- [Stated exercise]
Scan the entries below and report only how many lines contain "screenshot".

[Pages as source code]

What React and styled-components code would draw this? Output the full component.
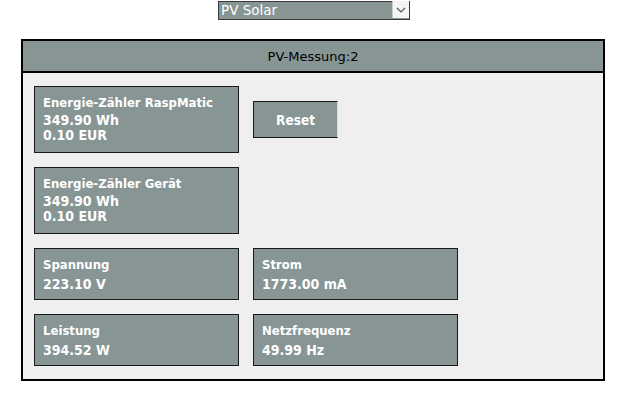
import React from "react";
import styled, { createGlobalStyle } from "styled-components";

const GlobalStyle = createGlobalStyle`
  body {
    margin: 0;
    background: #ffffff;
    font-family: "DejaVu Sans Condensed", "DejaVu Sans", Verdana, sans-serif;
  }
`;

const Page = styled.div`
  width: 626px;
  display: flex;
  flex-direction: column;
  align-items: center;
`;

const SelectWrap = styled.div`
  position: relative;
  width: 192px;
  height: 19px;
  margin-left: 2px;
`;

const Select = styled.select`
  appearance: none;
  width: 100%;
  height: 100%;
  margin: 0;
  padding: 0 0 0 2px;
  border: 1px solid #3a3a3a;
  background: #879595;
  color: #ffffff;
  font-family: "DejaVu Sans", sans-serif;
  font-size: 13.5px;
  outline: none;
`;

const Arrow = styled.div`
  position: absolute;
  top: 1px;
  right: 1px;
  width: 16px;
  height: 17px;
  background: #f4f4f4;
  border-left: 1px solid #c8c8c8;
  display: flex;
  align-items: center;
  justify-content: center;
  pointer-events: none;
`;

const Panel = styled.div`
  margin-top: 20px;
  width: 580px;
  border: 2px solid #000000;
  background: #efefef;
`;

const Header = styled.div`
  height: 30px;
  background: #879595;
  border-bottom: 2px solid #000000;
  display: flex;
  align-items: center;
  justify-content: center;
  font-family: "DejaVu Sans", sans-serif;
  font-size: 13px;
  color: #000000;
`;

const Grid = styled.div`
  display: grid;
  grid-template-columns: 205px 205px;
  gap: 14px;
  padding: 13px 11px;
  align-items: center;
`;

const Tile = styled.div`
  box-sizing: border-box;
  height: ${(p) => p.h}px;
  background: #879595;
  border: 1px solid #1a1a1a;
  padding: 8px 8px 0 8px;
  color: #ffffff;
  font-weight: bold;
  font-size: 13px;
`;

const Title = styled.div`
  line-height: 16px;
  margin-bottom: ${(p) => (p.$tight ? "2px" : "4px")};
`;

const Value = styled.div`
  font-size: 14px;
  line-height: 15px;
`;

const ResetButton = styled.button`
  justify-self: start;
  width: 85px;
  height: 37px;
  background: #879595;
  color: #ffffff;
  border: 1px solid #1a1a1a;
  border-right: 1px solid #dcdcdc;
  font-family: inherit;
  font-weight: bold;
  font-size: 13.5px;
  padding: 0;
`;

const Card = ({ title, values, h }) => (
  <Tile h={h}>
    <Title $tight={values.length > 1}>{title}</Title>
    {values.map((v) => (
      <Value key={v}>{v}</Value>
    ))}
  </Tile>
);

export default function App() {
  return (
    <Page>
      <GlobalStyle />
      <SelectWrap>
        <Select defaultValue="pv">
          <option value="pv">PV Solar</option>
        </Select>
        <Arrow>
          <svg width="10" height="6" viewBox="0 0 10 6">
            <path d="M1 1 L5 5 L9 1" fill="none" stroke="#555" strokeWidth="1.2" />
          </svg>
        </Arrow>
      </SelectWrap>
      <Panel>
        <Header>PV-Messung:2</Header>
        <Grid>
          <Card h={67} title="Energie-Zähler RaspMatic" values={["349.90 Wh", "0.10 EUR"]} />
          <ResetButton>Reset</ResetButton>
          <Card h={67} title="Energie-Zähler Gerät" values={["349.90 Wh", "0.10 EUR"]} />
          <div />
          <Card h={52} title="Spannung" values={["223.10 V"]} />
          <Card h={52} title="Strom" values={["1773.00 mA"]} />
          <Card h={52} title="Leistung" values={["394.52 W"]} />
          <Card h={52} title="Netzfrequenz" values={["49.99 Hz"]} />
        </Grid>
      </Panel>
    </Page>
  );
}
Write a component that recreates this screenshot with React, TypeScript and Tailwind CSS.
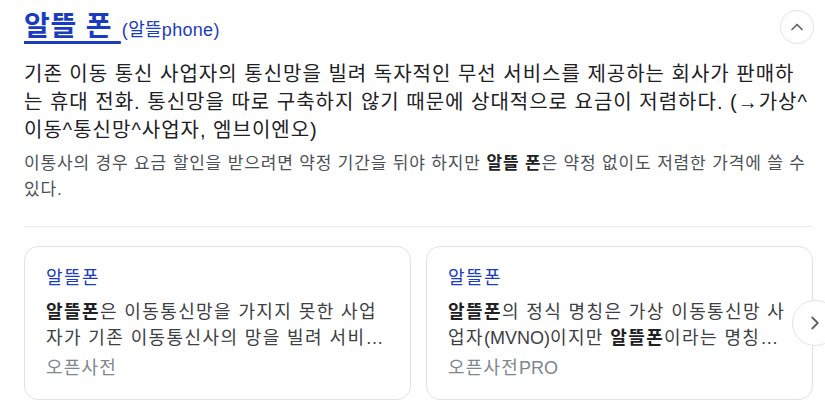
import { ChevronRight, ChevronUp } from 'lucide-react';

const cards = [
  {
    title: '알뜰폰',
    body: (
      <>
        <b className="font-bold text-[#202124]">알뜰폰</b>은 이동통신망을 가지지 못한 사업자가 기존 이동통신사의 망을 빌려 서비스를 제공하는 것
      </>
    ),
    source: <>오픈사전</>,
  },
  {
    title: '알뜰폰',
    body: (
      <>
        <b className="font-bold text-[#202124]">알뜰폰</b>의 정식 명칭은 가상 이동통신망 사업자<span className="tracking-normal">(MVNO)</span>이지만{' '}
        <b className="font-bold text-[#202124]">알뜰폰</b>이라는 명칭으로 더 많이 알려져 있다
      </>
    ),
    source: (
      <>
        오픈사전<span className="tracking-normal">PRO</span>
      </>
    ),
  },
];

export default function App() {
  return (
    <div
      className="relative h-[405px] w-[825px] overflow-hidden bg-white pl-6 pr-3 pt-2"
      style={{ fontFamily: '"Liberation Sans", "Noto Sans CJK KR", sans-serif' }}
    >
      {/* header */}
      <div className="flex items-start justify-between">
        <h2 className="mt-[2px] flex items-baseline text-[#1a3cbf]">
          <a className="text-[28px] font-bold leading-[34px] tracking-[0.8px] underline decoration-[2.5px] underline-offset-[5px]">
            {'알뜰 폰\u00a0'}
          </a>
          <span className="ml-[1px] text-[18px] tracking-[0.3px]">(알뜰phone)</span>
        </h2>
        <button className="mr-[-1px] mt-[2px] flex h-[34px] w-[34px] items-center justify-center rounded-full border border-[#e3e3e3] text-[#5f6368]">
          <ChevronUp size={20} strokeWidth={2} />
        </button>
      </div>

      {/* definition */}
      <p className="mt-[16px] text-[20px] leading-[28px] tracking-[1px] text-[#202124]">
        기존 이동 통신 사업자의 통신망을 빌려 독자적인 무선 서비스를 제공하는 회사가 판매하는 휴대 전화. 통신망을 따로 구축하지 않기 때문에 상대적으로 요금이 저렴하다. (→가상^이동^통신망^사업자, 엠브이엔오)
      </p>
      <p className="mt-[7px] text-[17px] leading-[26px] tracking-[0.85px] text-[#4d5156]">
        이통사의 경우 요금 할인을 받으려면 약정 기간을 뒤야 하지만 <b className="font-bold text-[#202124]">알뜰 폰</b>은 약정 없이도 저렴한 가격에 쓸 수 있다.
      </p>

      <div className="mt-[23px] h-px bg-[#ebebeb]" />

      {/* cards */}
      <div className="mt-[19px] grid grid-cols-2 gap-[15px]">
        {cards.map((card, i) => (
          <div key={i} className="h-[154px] rounded-[14px] border border-[#e2e2e2] px-[21px] pt-[18px]">
            <div className="text-[18px] leading-[26px] tracking-[1.4px] text-[#1a3cbf]">{card.title}</div>
            <p className="mt-[8px] line-clamp-2 text-[18px] leading-[26px] tracking-[1.4px] text-[#3c4043]">{card.body}</p>
            <div className="mt-[4px] text-[18px] leading-[26px] tracking-[1.2px] text-[#80868b]">{card.source}</div>
          </div>
        ))}
      </div>

      {/* next arrow */}
      <button className="absolute left-[792px] top-[300px] flex h-[46px] w-[46px] items-center justify-center rounded-full border border-[#e3e3e3] bg-white text-[#5f6368]">
        <ChevronRight size={22} strokeWidth={2} />
      </button>
    </div>
  );
}
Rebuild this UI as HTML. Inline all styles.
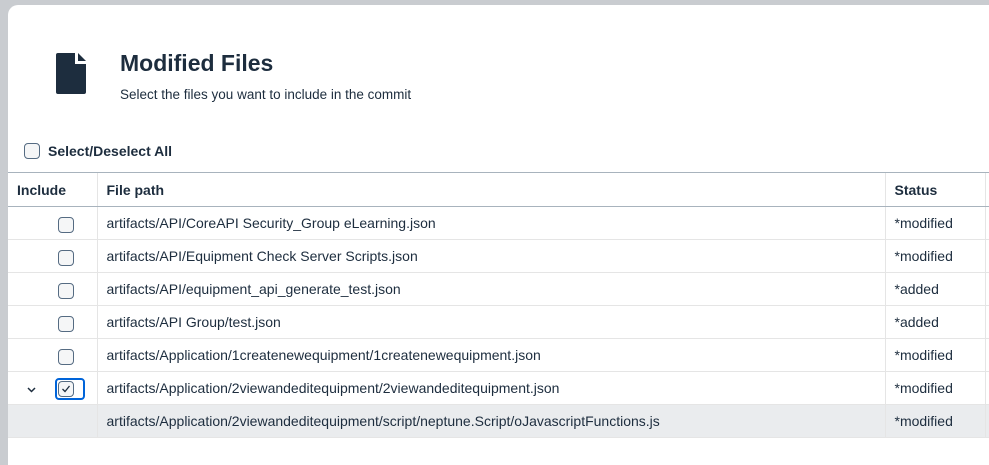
<!DOCTYPE html>
<html><head><style>
body{margin:0;width:989px;height:442px;overflow:hidden;background:#c9ccd0;font-family:"Liberation Sans",Arial,sans-serif;color:#1d2d3e;position:relative}
.dlg{position:absolute;left:8px;top:5px;width:1000px;height:460px;background:#fff;border-radius:10px 0 0 0}
.icon{position:absolute;left:47px;top:48px}
h1{position:absolute;left:112px;top:45px;margin:0;font-size:23px;font-weight:bold;color:#1d2d3e}
.sub{position:absolute;left:112px;top:82px;font-size:13.5px;color:#1d2d3e}
.cb{position:absolute;width:14px;height:14px;border:1px solid #556b82;border-radius:4px;background:#f5f6f7;box-sizing:content-box}
.sel{position:absolute;left:40px;top:138px;font-size:14px;font-weight:bold}
table{position:absolute;left:0;top:167px;border-collapse:collapse;font-size:14px;table-layout:fixed;width:1020px}
td,th{height:32px;border-bottom:1px solid #e5e5e5;padding:0 9px;text-align:left;white-space:nowrap}
th{height:33px;font-size:14px;font-weight:bold;border-top:1px solid #a8b3bd;border-bottom:1px solid #a8b3bd}
td+td,th+th{border-left:1px solid #e5e5e5}
tr.hl td{background:#eaecee}
</style></head><body>
<div class="dlg">
<svg class="icon" width="32" height="42" viewBox="0 0 32 42"><path d="M3 0H20V11H31V39Q31 41 29 41H3Q1 41 1 39V2Q1 0 3 0Z" fill="#1d2d3e"/><path d="M23 0L31 8H23Z" fill="#1d2d3e"/></svg>
<h1>Modified Files</h1>
<div class="sub">Select the files you want to include in the commit</div>
<div class="cb" style="left:16px;top:138px"></div>
<div class="sel">Select/Deselect All</div>
<table>
<col style="width:89px"><col style="width:788px"><col style="width:100px"><col style="width:43px">
<tr><th>Include</th><th>File path</th><th>Status</th><th></th></tr>
<tr><td></td><td>artifacts/API/CoreAPI Security_Group eLearning.json</td><td>*modified</td><td></td></tr>
<tr><td></td><td>artifacts/API/Equipment Check Server Scripts.json</td><td>*modified</td><td></td></tr>
<tr><td></td><td>artifacts/API/equipment_api_generate_test.json</td><td>*added</td><td></td></tr>
<tr><td></td><td>artifacts/API Group/test.json</td><td>*added</td><td></td></tr>
<tr><td></td><td>artifacts/Application/1createnewequipment/1createnewequipment.json</td><td>*modified</td><td></td></tr>
<tr><td></td><td>artifacts/Application/2viewandeditequipment/2viewandeditequipment.json</td><td>*modified</td><td></td></tr>
<tr class="hl"><td></td><td>artifacts/Application/2viewandeditequipment/script/neptune.Script/oJavascriptFunctions.js</td><td>*modified</td><td></td></tr>
</table>
<div class="cb" style="left:50px;top:212px"></div>
<div class="cb" style="left:50px;top:245px"></div>
<div class="cb" style="left:50px;top:278px"></div>
<div class="cb" style="left:50px;top:311px"></div>
<div class="cb" style="left:50px;top:344px"></div>
<div style="position:absolute;left:47px;top:373px;width:30px;height:22px;border:2px solid #0064d9;border-radius:4px;box-sizing:border-box"></div>
<div class="cb" style="left:50px;top:376px"></div>
<svg style="position:absolute;left:53px;top:379px" width="10" height="10" viewBox="0 0 10 10"><path d="M1.5 5L4 7.5L8.5 2" fill="none" stroke="#1d2d3e" stroke-width="1.3"/></svg>
<svg style="position:absolute;left:19px;top:382px" width="9" height="6" viewBox="0 0 9 6"><path d="M1 1L4.5 4.5L8 1" fill="none" stroke="#1d2d3e" stroke-width="1.5"/></svg>
</div>
</body></html>
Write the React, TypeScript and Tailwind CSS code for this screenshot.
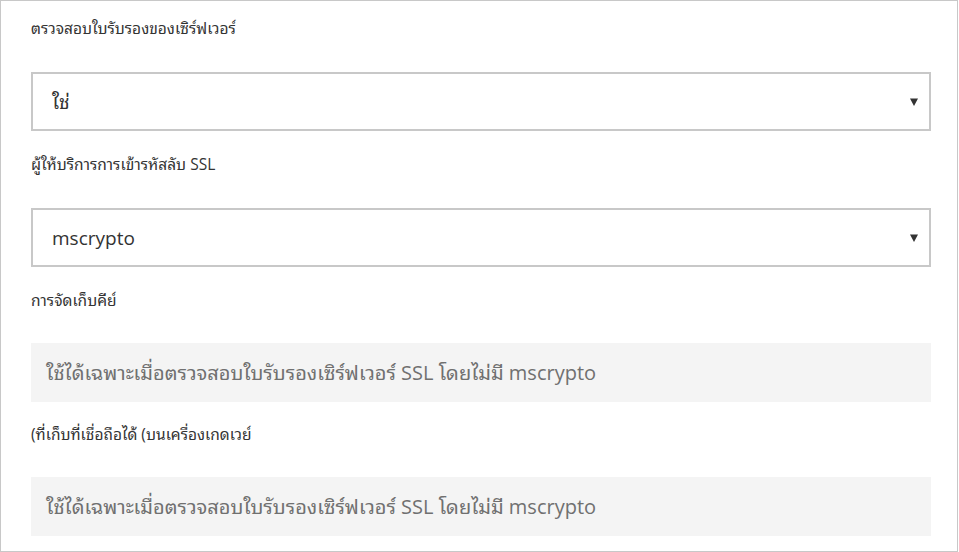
import React from "react";

const font = { fontFamily: '"Segoe UI", "Open Sans", "Noto Sans", "Noto Sans Thai Looped", "Noto Sans Thai", "Noto Sans CJK SC", sans-serif' };

function Label({ children, h }: { children: React.ReactNode; h: string }) {
  return <div className={`${h} flex items-start text-[15.5px] leading-[20px] text-[#333]`}>{children}</div>;
}

function Arrow() {
  return (
    <svg width="8" height="8" viewBox="0 0 8 8" className="block">
      <path d="M0 0.5 L8 0.5 L4 8 Z" fill="#333" />
    </svg>
  );
}

function Select({ value }: { value: string }) {
  return (
    <div className="flex h-[59px] items-center justify-between border-2 border-[#c8c8c8] bg-white pl-[19px] pr-[11px]">
      <span className="text-[19px] leading-[24px] text-[#333]">{value}</span>
      <Arrow />
    </div>
  );
}

function Disabled({ text }: { text: string }) {
  return (
    <div className="flex h-[59px] items-center bg-[#f4f4f4] pl-[15px]">
      <span className="text-[20px] leading-[26px] text-[#707070]">{text}</span>
    </div>
  );
}

export default function App() {
  return (
    <div style={font} className="h-[552px] w-[959px] bg-white">
      <div className="h-[552px] w-[958px] border border-[#c8c8c8] pl-[30px] pr-[26px]">
        <div className="pt-[17px]">
          <Label h="h-[54px]">ตรวจสอบใบรับรองของเซิร์ฟเวอร์</Label>
        </div>
        <Select value="ใช่" />
        <div className="pt-[23px]">
          <Label h="h-[54px]">ผู้ให้บริการการเข้ารหัสลับ SSL</Label>
        </div>
        <Select value="mscrypto" />
        <div className="pt-[23px]">
          <Label h="h-[53px]">การจัดเก็บคีย์</Label>
        </div>
        <Disabled text="ใช้ได้เฉพาะเมื่อตรวจสอบใบรับรองเซิร์ฟเวอร์ SSL โดยไม่มี mscrypto" />
        <div className="pt-[22px]">
          <Label h="h-[53px]">(ที่เก็บที่เชื่อถือได้ (บนเครื่องเกดเวย์</Label>
        </div>
        <Disabled text="ใช้ได้เฉพาะเมื่อตรวจสอบใบรับรองเซิร์ฟเวอร์ SSL โดยไม่มี mscrypto" />
      </div>
    </div>
  );
}
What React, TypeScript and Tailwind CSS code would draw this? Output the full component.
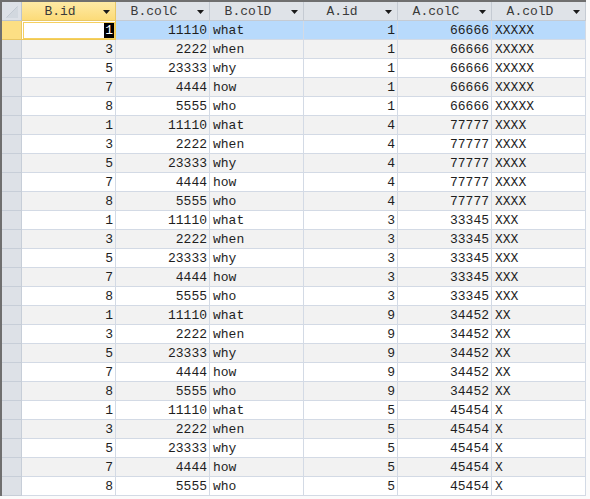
import React from 'react';

type Row = { bid: string; bcolC: string; bcolD: string; aid: string; acolC: string; acolD: string };

const bRows = [
  ['1', '11110', 'what'],
  ['3', '2222', 'when'],
  ['5', '23333', 'why'],
  ['7', '4444', 'how'],
  ['8', '5555', 'who'],
];

const aRows = [
  ['1', '66666', 'XXXXX'],
  ['4', '77777', 'XXXX'],
  ['3', '33345', 'XXX'],
  ['9', '34452', 'XX'],
  ['5', '45454', 'X'],
];

const rows: Row[] = aRows.flatMap(([aid, acolC, acolD]) =>
  bRows.map(([bid, bcolC, bcolD]) => ({ bid, bcolC, bcolD, aid, acolC, acolD }))
);

const headers = ['B.id', 'B.colC', 'B.colD', 'A.id', 'A.colC', 'A.colD'];

const Arrow = () => (
  <svg width="7" height="4" viewBox="0 0 7 4" className="shrink-0">
    <path d="M0 0 H7 L3.5 4 Z" fill="#1a1a1a" />
  </svg>
);

const App: React.FC = () => {
  return (
    <div
      className="w-[590px] h-[499px] overflow-hidden bg-[#fbfbfb] text-[13px] text-[#1e1e1e]"
      style={{ fontFamily: '"Liberation Mono", "DejaVu Sans Mono", monospace' }}
    >
      <div className="inline-flex flex-col border-l-2 border-t-2 border-[#6f6f6f] bg-white">
        {/* header */}
        <div className="flex h-[19px]">
          <div className="w-[20px] h-full bg-[#dde1e7] border-r border-b border-[#bcc4ce] flex items-end justify-end pr-[3px] pb-[2px]">
            <svg width="12" height="12" viewBox="0 0 12 12">
              <path d="M0 12 L12 0 L12 12 Z" fill="#d2d8df" />
              <path d="M0.5 11.5 L11.5 0.5" stroke="#c2c9d2" strokeWidth="1" />
            </svg>
          </div>
          {headers.map((h, i) => (
            <div
              key={h}
              className={
                i === 0
                  ? 'w-[94px] h-full flex items-center pt-[1px] border-r border-b border-[#e8c766] bg-gradient-to-b from-[#feeaa5] to-[#fcdb78] text-[#3a3a3a]'
                  : 'w-[94px] h-full flex items-center pt-[1px] border-r border-b border-[#c5cbd3] bg-[#dfe3e8] text-[#3a3a3a]'
              }
            >
              <span className="flex-1 text-center leading-none">{h}</span>
              <span className="w-[17px] flex justify-center">
                <Arrow />
              </span>
            </div>
          ))}
        </div>

        {rows.map((r, idx) => {
          const selected = idx === 0;
          const bg = selected ? 'bg-[#b8dafc]' : idx % 2 === 1 ? 'bg-[#f2f2f2]' : 'bg-white';
          const cell = `w-[94px] h-full border-r border-b border-[#d3dae5] flex items-center pt-[1px] leading-none ${bg}`;
          return (
            <div key={idx} className="flex h-[19px]">
              <div
                className={
                  selected
                    ? 'w-[20px] h-full bg-[#fcdf84] border-r border-b border-[#e8c766]'
                    : 'w-[20px] h-full bg-[#dde1e7] border-r border-b border-[#c7ced8]'
                }
              />
              {selected ? (
                <div className="w-[94px] h-full border-r border-b border-[#f0c850] bg-white flex items-center justify-end pr-[1px] leading-none outline outline-1 outline-[#f5d060] -outline-offset-2">
                  <span className="bg-black text-white px-[1px] py-[2px]">{r.bid}</span>
                </div>
              ) : (
                <div className={`${cell} justify-end pr-[2px]`}>{r.bid}</div>
              )}
              <div className={`${cell} justify-end pr-[2px]`}>{r.bcolC}</div>
              <div className={`${cell} pl-[3px]`}>{r.bcolD}</div>
              <div className={`${cell} justify-end pr-[2px]`}>{r.aid}</div>
              <div className={`${cell} justify-end pr-[2px]`}>{r.acolC}</div>
              <div className={`${cell} pl-[3px]`}>{r.acolD}</div>
            </div>
          );
        })}
      </div>
    </div>
  );
};

export default App;
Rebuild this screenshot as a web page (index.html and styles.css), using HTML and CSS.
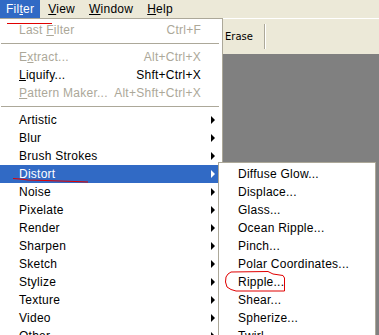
FILE: index.html
```html
<!DOCTYPE html>
<html>
<head>
<meta charset="utf-8">
<link rel="stylesheet" href="styles.css">
</head>
<body>
<div class="menubar">
  <span class="mb-item active">Fil<u>t</u>er</span>
  <span class="mb-item"><u>V</u>iew</span>
  <span class="mb-item"><u>W</u>indow</span>
  <span class="mb-item"><u>H</u>elp</span>
</div>
<div class="toolbar">
  <span class="tool-label">Erase</span>
  <span class="tool-sep"></span>
</div>
<div class="workspace"></div>

<div class="menu main-menu">
  <div class="item disabled"><span>Last <u>F</u>ilter</span><span class="key">Ctrl+F</span><span></span></div>
  <div class="sep"></div>
  <div class="item disabled"><span>E<u>x</u>tract...</span><span class="key">Alt+Ctrl+X</span><span></span></div>
  <div class="item"><span><u>L</u>iquify...</span><span class="key">Shft+Ctrl+X</span><span></span></div>
  <div class="item disabled"><span><u>P</u>attern Maker...</span><span class="key">Alt+Shft+Ctrl+X</span><span></span></div>
  <div class="sep"></div>
  <div class="item"><span>Artistic</span><span></span><span class="arrow"></span></div>
  <div class="item"><span>Blur</span><span></span><span class="arrow"></span></div>
  <div class="item"><span>Brush Strokes</span><span></span><span class="arrow"></span></div>
  <div class="item hl"><span>Distort</span><span></span><span class="arrow"></span></div>
  <div class="item"><span>Noise</span><span></span><span class="arrow"></span></div>
  <div class="item"><span>Pixelate</span><span></span><span class="arrow"></span></div>
  <div class="item"><span>Render</span><span></span><span class="arrow"></span></div>
  <div class="item"><span>Sharpen</span><span></span><span class="arrow"></span></div>
  <div class="item"><span>Sketch</span><span></span><span class="arrow"></span></div>
  <div class="item"><span>Stylize</span><span></span><span class="arrow"></span></div>
  <div class="item"><span>Texture</span><span></span><span class="arrow"></span></div>
  <div class="item"><span>Video</span><span></span><span class="arrow"></span></div>
  <div class="item"><span>Other</span><span></span><span class="arrow"></span></div>
</div>

<div class="menu sub-menu">
  <div class="sitem">Diffuse Glow...</div>
  <div class="sitem">Displace...</div>
  <div class="sitem">Glass...</div>
  <div class="sitem">Ocean Ripple...</div>
  <div class="sitem">Pinch...</div>
  <div class="sitem">Polar Coordinates...</div>
  <div class="sitem">Ripple...</div>
  <div class="sitem">Shear...</div>
  <div class="sitem">Spherize...</div>
  <div class="sitem">Twirl...</div>
</div>

<svg class="marks" width="379" height="335" viewBox="0 0 379 335">
  <path d="M7 23.5 L52 23.5" stroke="#e00000" stroke-width="1.2" fill="none"/>
  <path d="M13 178.5 L20 179 L28 180 L45 180.5 L60 181 L75 181.5 L88 182" stroke="#e00000" stroke-width="1.1" fill="none"/>
  <path d="M231 272 L268 271.5 L273 274 L283 275.5 L284.5 278 L284.5 291 L236 291 L231 289.5 L227 287 L225.5 282 L226 277 L228 274 Z" stroke="#e00000" stroke-width="1" fill="none"/>
</svg>
</body>
</html>
```
FILE: styles.css
```css
* { box-sizing: border-box; }
html, body {
  margin: 0;
  padding: 0;
  width: 379px;
  height: 335px;
  overflow: hidden;
  background: #808080;
  font-family: "Liberation Sans", Arial, sans-serif;
  font-size: 12px;
  letter-spacing: 0.25px;
  position: relative;
}
u { text-decoration: underline; text-underline-offset: 1px; }

.menubar {
  height: 18px;
  background: #ECE9D8;
  display: flex;
  gap: 2px;
  align-items: stretch;
}
.mb-item {
  padding: 0 6px;
  line-height: 18px;
  color: #000;
}
.mb-item.active {
  background: #316AC5;
  color: #fff;
}

.toolbar {
  height: 36px;
  background: #ECE9D8;
  border-top: 1px solid #fff;
  display: flex;
  align-items: center;
  padding-left: 225px;
  gap: 11px;
}
.tool-label {
  font-family: "DejaVu Sans", sans-serif;
  font-size: 10px;
  letter-spacing: 0;
  color: #000;
}
.tool-sep {
  width: 2px;
  height: 25px;
  border-left: 1px solid #ACA899;
  border-right: 1px solid #fff;
}
.workspace {
  height: 281px;
  background: #808080;
}

.menu {
  position: absolute;
  background: #fff;
  border: 1px solid #ACA899;
  padding: 2px;
}
.main-menu {
  left: -3px;
  top: 18px;
  width: 226px;
}
.item {
  height: 18px;
  display: grid;
  grid-template-columns: 1fr auto 19px;
  align-items: center;
  padding-left: 19px;
  color: #000;
  white-space: nowrap;
}
.item.disabled { color: #ACA899; }
.item.hl { background: #316AC5; color: #fff; }
.key { text-align: right; }
.arrow {
  justify-self: start;
  margin-left: 10px;
  width: 0;
  height: 0;
  border-top: 4px solid transparent;
  border-bottom: 4px solid transparent;
  border-left: 4px solid #000;
}
.item.hl .arrow { border-left-color: #fff; }
.sep {
  height: 9px;
  margin: 0 1px;
  display: flex;
  align-items: center;
}
.sep::before {
  content: "";
  flex: 1;
  height: 1px;
  background: #ACA899;
}

.sub-menu {
  left: 218px;
  top: 162px;
  width: 158px;
}
.sitem {
  height: 18px;
  line-height: 18px;
  padding-left: 17px;
  color: #000;
  white-space: nowrap;
}

.marks {
  position: absolute;
  left: 0;
  top: 0;
  pointer-events: none;
}
```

- [Response to this exercise]
3